--- begin ---
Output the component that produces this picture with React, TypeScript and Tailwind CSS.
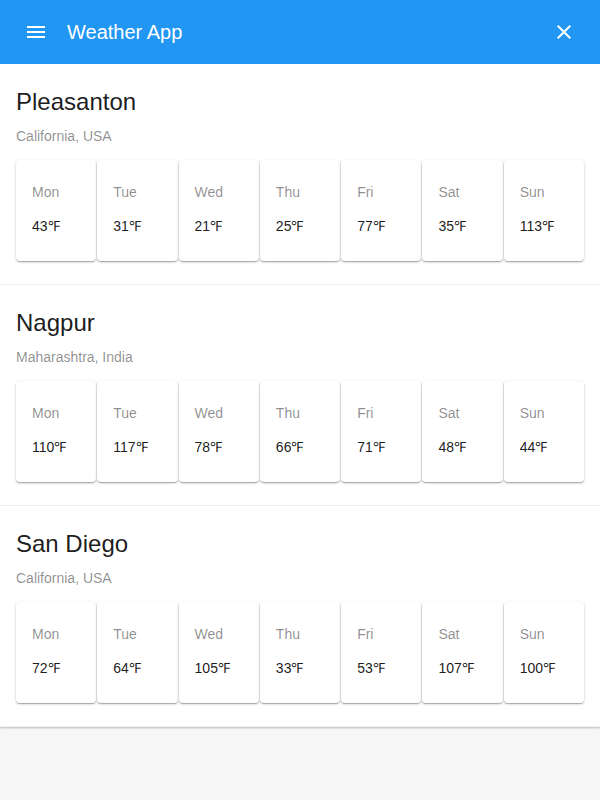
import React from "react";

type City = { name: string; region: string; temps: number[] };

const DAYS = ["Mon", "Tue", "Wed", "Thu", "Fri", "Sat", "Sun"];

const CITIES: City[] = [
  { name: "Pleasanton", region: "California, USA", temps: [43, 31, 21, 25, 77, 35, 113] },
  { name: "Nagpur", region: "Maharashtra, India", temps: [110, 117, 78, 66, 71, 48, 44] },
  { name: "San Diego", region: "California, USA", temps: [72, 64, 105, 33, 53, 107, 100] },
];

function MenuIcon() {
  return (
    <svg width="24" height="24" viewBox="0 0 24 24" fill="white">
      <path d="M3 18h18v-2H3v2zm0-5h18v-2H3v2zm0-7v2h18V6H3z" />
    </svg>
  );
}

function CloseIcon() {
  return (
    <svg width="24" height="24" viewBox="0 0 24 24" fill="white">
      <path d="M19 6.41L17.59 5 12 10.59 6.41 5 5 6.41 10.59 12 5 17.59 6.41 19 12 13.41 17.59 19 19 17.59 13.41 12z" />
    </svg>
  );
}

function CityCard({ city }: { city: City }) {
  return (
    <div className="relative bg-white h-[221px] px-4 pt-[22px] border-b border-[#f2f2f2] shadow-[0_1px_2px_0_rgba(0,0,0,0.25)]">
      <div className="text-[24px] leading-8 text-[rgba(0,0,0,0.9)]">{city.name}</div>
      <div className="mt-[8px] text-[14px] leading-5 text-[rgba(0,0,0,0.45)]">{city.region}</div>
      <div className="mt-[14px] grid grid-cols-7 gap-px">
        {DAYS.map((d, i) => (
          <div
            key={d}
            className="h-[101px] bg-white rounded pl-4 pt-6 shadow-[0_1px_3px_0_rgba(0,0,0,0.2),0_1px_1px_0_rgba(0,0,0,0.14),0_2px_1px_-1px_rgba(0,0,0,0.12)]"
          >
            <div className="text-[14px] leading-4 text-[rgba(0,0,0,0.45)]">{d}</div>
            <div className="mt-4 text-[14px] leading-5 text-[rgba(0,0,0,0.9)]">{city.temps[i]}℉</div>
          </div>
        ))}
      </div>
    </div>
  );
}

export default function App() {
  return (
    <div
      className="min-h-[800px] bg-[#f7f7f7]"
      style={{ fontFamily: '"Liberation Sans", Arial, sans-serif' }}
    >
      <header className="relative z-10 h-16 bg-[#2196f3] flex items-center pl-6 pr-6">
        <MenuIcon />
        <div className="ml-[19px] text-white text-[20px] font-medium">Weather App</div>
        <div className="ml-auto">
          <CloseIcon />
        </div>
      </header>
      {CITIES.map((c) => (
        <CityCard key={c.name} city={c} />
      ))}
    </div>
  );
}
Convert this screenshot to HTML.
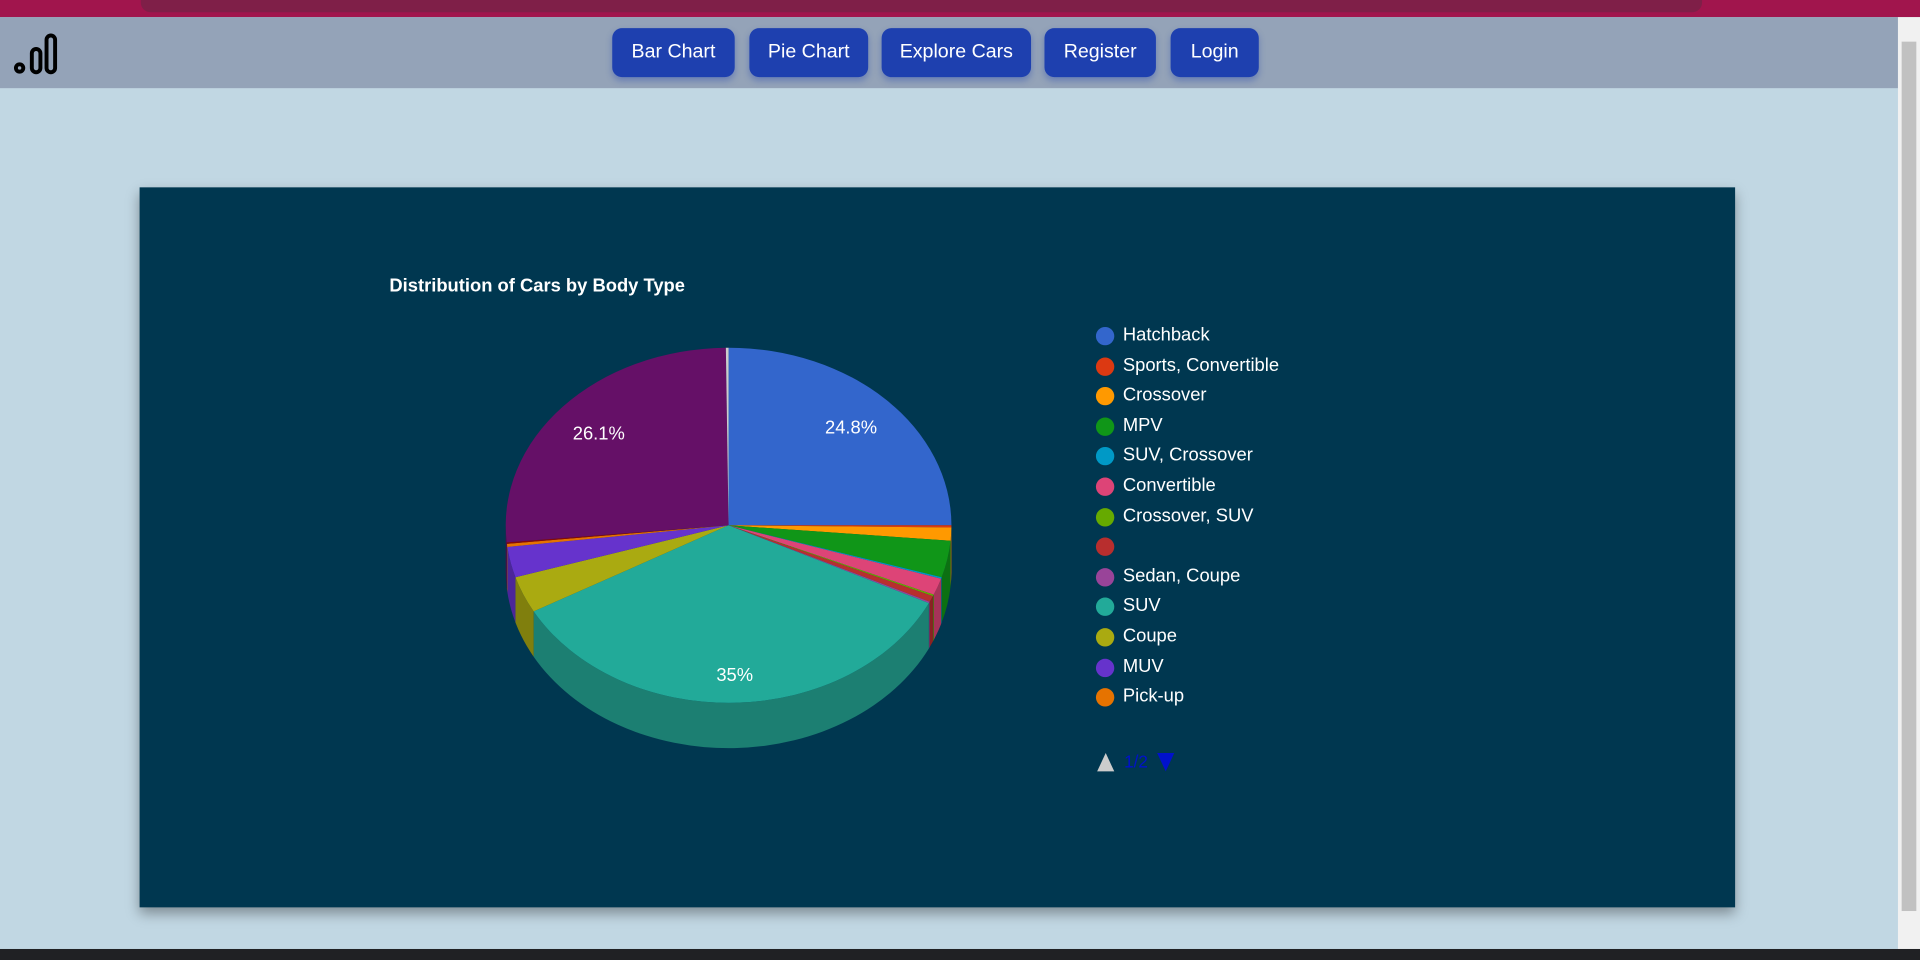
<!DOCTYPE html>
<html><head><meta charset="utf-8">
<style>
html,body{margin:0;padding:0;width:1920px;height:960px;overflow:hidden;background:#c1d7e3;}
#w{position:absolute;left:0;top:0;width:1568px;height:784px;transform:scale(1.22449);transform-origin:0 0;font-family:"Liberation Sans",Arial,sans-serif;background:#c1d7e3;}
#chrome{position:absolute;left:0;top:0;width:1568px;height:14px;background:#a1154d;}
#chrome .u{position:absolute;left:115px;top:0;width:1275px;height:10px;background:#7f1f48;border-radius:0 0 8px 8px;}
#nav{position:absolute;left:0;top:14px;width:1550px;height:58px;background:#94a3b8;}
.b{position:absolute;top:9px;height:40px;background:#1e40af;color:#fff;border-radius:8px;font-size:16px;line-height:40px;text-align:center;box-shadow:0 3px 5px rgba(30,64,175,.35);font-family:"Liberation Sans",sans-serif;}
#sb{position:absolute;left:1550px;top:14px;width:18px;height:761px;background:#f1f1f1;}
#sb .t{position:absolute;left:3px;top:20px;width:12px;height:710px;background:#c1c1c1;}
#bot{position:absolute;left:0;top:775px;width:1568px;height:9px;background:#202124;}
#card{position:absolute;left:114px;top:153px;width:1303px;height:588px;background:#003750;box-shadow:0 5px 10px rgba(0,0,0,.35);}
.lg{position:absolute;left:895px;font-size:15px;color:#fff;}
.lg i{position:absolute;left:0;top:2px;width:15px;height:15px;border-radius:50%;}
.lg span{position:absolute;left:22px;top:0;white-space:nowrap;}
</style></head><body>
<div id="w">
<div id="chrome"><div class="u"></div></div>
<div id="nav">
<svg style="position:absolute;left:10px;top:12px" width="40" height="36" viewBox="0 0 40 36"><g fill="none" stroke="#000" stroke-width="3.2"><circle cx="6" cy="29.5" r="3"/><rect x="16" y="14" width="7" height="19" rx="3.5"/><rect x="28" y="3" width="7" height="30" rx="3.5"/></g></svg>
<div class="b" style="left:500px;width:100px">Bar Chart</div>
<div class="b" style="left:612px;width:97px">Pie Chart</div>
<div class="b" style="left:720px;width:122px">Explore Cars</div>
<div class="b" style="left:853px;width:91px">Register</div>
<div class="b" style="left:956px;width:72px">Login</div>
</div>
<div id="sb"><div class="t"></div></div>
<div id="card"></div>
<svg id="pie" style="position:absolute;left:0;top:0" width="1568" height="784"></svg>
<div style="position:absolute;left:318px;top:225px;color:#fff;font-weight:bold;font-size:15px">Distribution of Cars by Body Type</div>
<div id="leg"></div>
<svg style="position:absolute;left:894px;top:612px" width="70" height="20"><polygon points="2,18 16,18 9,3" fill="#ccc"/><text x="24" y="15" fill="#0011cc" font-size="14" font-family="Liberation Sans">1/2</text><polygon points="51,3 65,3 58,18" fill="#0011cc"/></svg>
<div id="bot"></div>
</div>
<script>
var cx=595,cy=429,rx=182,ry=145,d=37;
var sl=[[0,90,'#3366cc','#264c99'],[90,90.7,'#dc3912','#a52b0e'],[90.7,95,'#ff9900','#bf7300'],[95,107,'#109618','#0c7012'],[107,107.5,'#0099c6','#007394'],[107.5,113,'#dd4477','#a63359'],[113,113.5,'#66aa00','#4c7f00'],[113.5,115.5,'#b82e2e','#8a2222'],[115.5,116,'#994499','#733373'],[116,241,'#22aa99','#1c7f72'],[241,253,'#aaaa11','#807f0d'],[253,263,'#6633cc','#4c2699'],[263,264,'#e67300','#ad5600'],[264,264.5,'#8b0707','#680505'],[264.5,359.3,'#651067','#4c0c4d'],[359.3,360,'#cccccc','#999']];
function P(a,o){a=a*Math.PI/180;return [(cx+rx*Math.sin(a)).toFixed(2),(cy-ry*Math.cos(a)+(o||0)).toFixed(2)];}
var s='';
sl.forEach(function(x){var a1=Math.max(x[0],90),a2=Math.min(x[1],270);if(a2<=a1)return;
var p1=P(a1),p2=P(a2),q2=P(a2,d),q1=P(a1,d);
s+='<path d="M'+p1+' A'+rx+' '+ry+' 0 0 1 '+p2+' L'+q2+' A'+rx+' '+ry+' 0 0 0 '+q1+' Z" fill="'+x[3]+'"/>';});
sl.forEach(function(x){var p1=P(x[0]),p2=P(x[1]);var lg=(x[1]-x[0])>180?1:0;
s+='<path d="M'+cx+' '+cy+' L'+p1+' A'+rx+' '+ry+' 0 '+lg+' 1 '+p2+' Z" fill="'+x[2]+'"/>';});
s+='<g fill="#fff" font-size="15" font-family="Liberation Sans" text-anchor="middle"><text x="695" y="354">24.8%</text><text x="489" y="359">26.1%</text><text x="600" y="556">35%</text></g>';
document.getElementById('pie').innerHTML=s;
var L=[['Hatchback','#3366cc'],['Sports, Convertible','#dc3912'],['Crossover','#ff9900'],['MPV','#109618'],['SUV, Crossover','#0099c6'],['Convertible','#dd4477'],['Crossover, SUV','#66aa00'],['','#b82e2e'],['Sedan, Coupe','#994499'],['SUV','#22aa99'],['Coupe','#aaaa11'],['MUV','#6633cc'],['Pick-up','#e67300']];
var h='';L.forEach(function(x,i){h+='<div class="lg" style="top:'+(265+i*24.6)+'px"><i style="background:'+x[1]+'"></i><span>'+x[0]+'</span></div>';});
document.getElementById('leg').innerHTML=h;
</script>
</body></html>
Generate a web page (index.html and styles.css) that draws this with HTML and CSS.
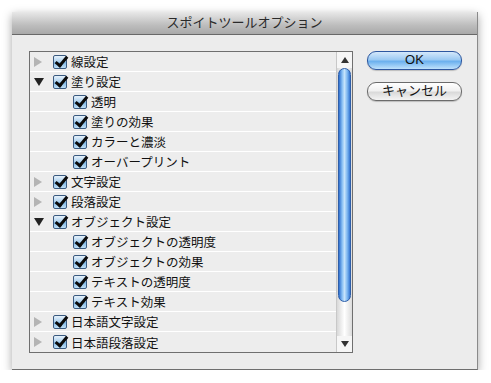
--- end ---
Copy out the lines in which the string "that" appears.

» **RESULT**:
Output the component that produces this picture with React, TypeScript and Tailwind CSS.
Generate a web page (index.html and styles.css) that draws this with HTML and CSS.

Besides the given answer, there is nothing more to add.